In their Dirty video, Dookoom employs the racist tropes of jungle porn, the fetishisation of menstrual blood, the harmless but desirable white woman, as well as the image of the virulent black man with his dangerous throbbing penis in an attempt to subvert all of these. However, they show why Lourde insisted that the political ought to be personal too.

In an attempt to subvert the stereotypes of coloured maleness, Dirty in fact only seems to reinscribe them. This is particularly important in the context of a privileged, white, male director like Hugo, where even if they “collaborated”, which they no doubt did, the end product traps any intended subversion or counternarrative in a trope created by white-supremacist heteropatriarchy. And this is the danger of using the master’s tools to destroy the master’s house: it requires that we must enter the house first, and risk being co-opted, which is always a very real possibility, and clearly occurs in the Dirty video.

Lourde was also the same thinker who presented a paper called The Master’s Tools will Never Dismantle the Master’s House. Lourde said: “I urge each one of us here to reach down into that deep place of knowledge inside herself and touch that terror and loathing of any difference that lives there. See whose face it wears. Then the personal as the political can begin to illuminate all our choices.”

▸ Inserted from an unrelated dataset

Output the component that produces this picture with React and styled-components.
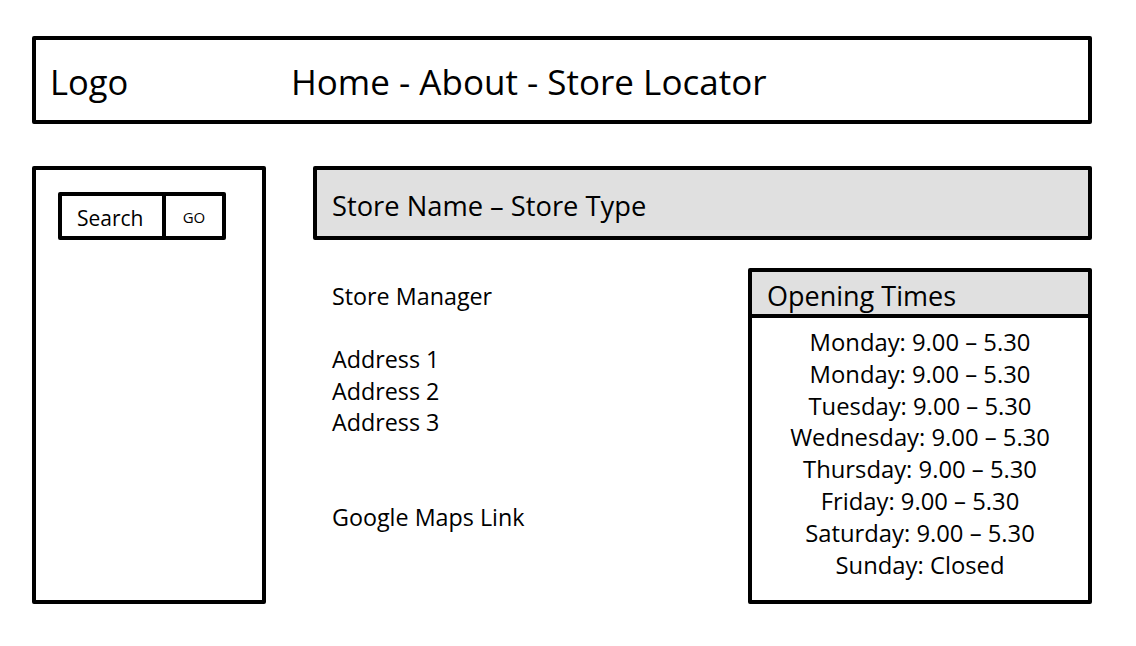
import React from "react";
import styled, { createGlobalStyle } from "styled-components";

const Global = createGlobalStyle`
  html, body { margin: 0; padding: 0; background: #fff; }
  body { font-family: "Open Sans", "Liberation Sans", sans-serif; color: #000; }
`;

const Page = styled.div`
  width: 1136px;
  height: 646px;
  box-sizing: border-box;
  padding: 36px 44px 0 32px;
  display: flex;
  flex-direction: column;
  gap: 42px;
`;

const Header = styled.header`
  box-sizing: border-box;
  height: 88px;
  border: 4px solid #000;
  border-radius: 2px;
  display: flex;
  align-items: center;
  padding: 3px 0 0 14px;
  font-size: 34.5px;
`;

const Logo = styled.div`
  width: 241px;
`;

const Nav = styled.nav`
  font-size: 35px;
`;

const Body = styled.div`
  display: flex;
  gap: 47px;
`;

const Sidebar = styled.aside`
  box-sizing: border-box;
  width: 234px;
  height: 438px;
  border: 4px solid #000;
  border-radius: 2px;
  padding: 22px 0 0 22px;
`;

const SearchBox = styled.div`
  display: flex;
  width: 168px;
  height: 48px;
  box-sizing: border-box;
  border: 4px solid #000;
  border-radius: 2px;
`;

const SearchField = styled.div`
  width: 104px;
  border-right: 4px solid #000;
  display: flex;
  align-items: center;
  padding-left: 15px;
  box-sizing: border-box;
  font-size: 21px;
  padding-top: 4px;
`;

const GoButton = styled.div`
  flex: 1;
  display: flex;
  align-items: center;
  justify-content: center;
  font-size: 15px;
  padding-top: 2px;
`;

const Main = styled.main`
  flex: 1;
  display: flex;
  flex-direction: column;
  gap: 28px;
`;

const TitleBar = styled.div`
  box-sizing: border-box;
  height: 74px;
  border: 4px solid #000;
  border-radius: 2px;
  background: #e0e0e0;
  display: flex;
  align-items: center;
  padding: 5px 0 0 15px;
  font-size: 27.3px;
`;

const Row = styled.div`
  display: flex;
  justify-content: space-between;
`;

const Info = styled.div`
  padding: 13px 0 0 19px;
  font-size: 23.3px;
  line-height: 31.5px;
`;

const Line = styled.div`
  min-height: 31.5px;
`;

const Hours = styled.div`
  box-sizing: border-box;
  width: 344px;
  height: 336px;
  border: 4px solid #000;
  border-radius: 2px;
  display: flex;
  flex-direction: column;
`;

const HoursHead = styled.div`
  height: 46px;
  border-bottom: 4px solid #000;
  background: #e0e0e0;
  font-size: 27px;
  display: flex;
  align-items: center;
  padding: 4px 0 0 15px;
  box-sizing: border-box;
`;

const HoursList = styled.div`
  padding-top: 9px;
  text-align: center;
  font-size: 23.8px;
  line-height: 31.8px;
`;

const days = [
  "Monday: 9.00 – 5.30",
  "Monday: 9.00 – 5.30",
  "Tuesday: 9.00 – 5.30",
  "Wednesday: 9.00 – 5.30",
  "Thursday: 9.00 – 5.30",
  "Friday: 9.00 – 5.30",
  "Saturday: 9.00 – 5.30",
  "Sunday: Closed",
];

export default function App() {
  return (
    <>
      <Global />
      <Page>
        <Header>
          <Logo>Logo</Logo>
          <Nav>Home - About - Store Locator</Nav>
        </Header>
        <Body>
          <Sidebar>
            <SearchBox>
              <SearchField>Search</SearchField>
              <GoButton>GO</GoButton>
            </SearchBox>
          </Sidebar>
          <Main>
            <TitleBar>Store Name – Store Type</TitleBar>
            <Row>
              <Info>
                <Line>Store Manager</Line>
                <Line />
                <Line>Address 1</Line>
                <Line>Address 2</Line>
                <Line>Address 3</Line>
                <Line />
                <Line />
                <Line>Google Maps Link</Line>
              </Info>
              <Hours>
                <HoursHead>Opening Times</HoursHead>
                <HoursList>
                  {days.map((d, i) => (
                    <div key={i}>{d}</div>
                  ))}
                </HoursList>
              </Hours>
            </Row>
          </Main>
        </Body>
      </Page>
    </>
  );
}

At no point does the idea that we can easily be co-opted by supremacy and existing power structures deny that agency is not possible, but the presence of agency (of choosing) does not make structural oppression irrelevant. So Mutant wanting to be the guy he is in the video, to stick it to Gillian Schutte, does not make Dirty’s lyrics less rapey, make the video’s imagery less stereotypical. In fact, in the end, Dirty will be perceived as stereotype and little else.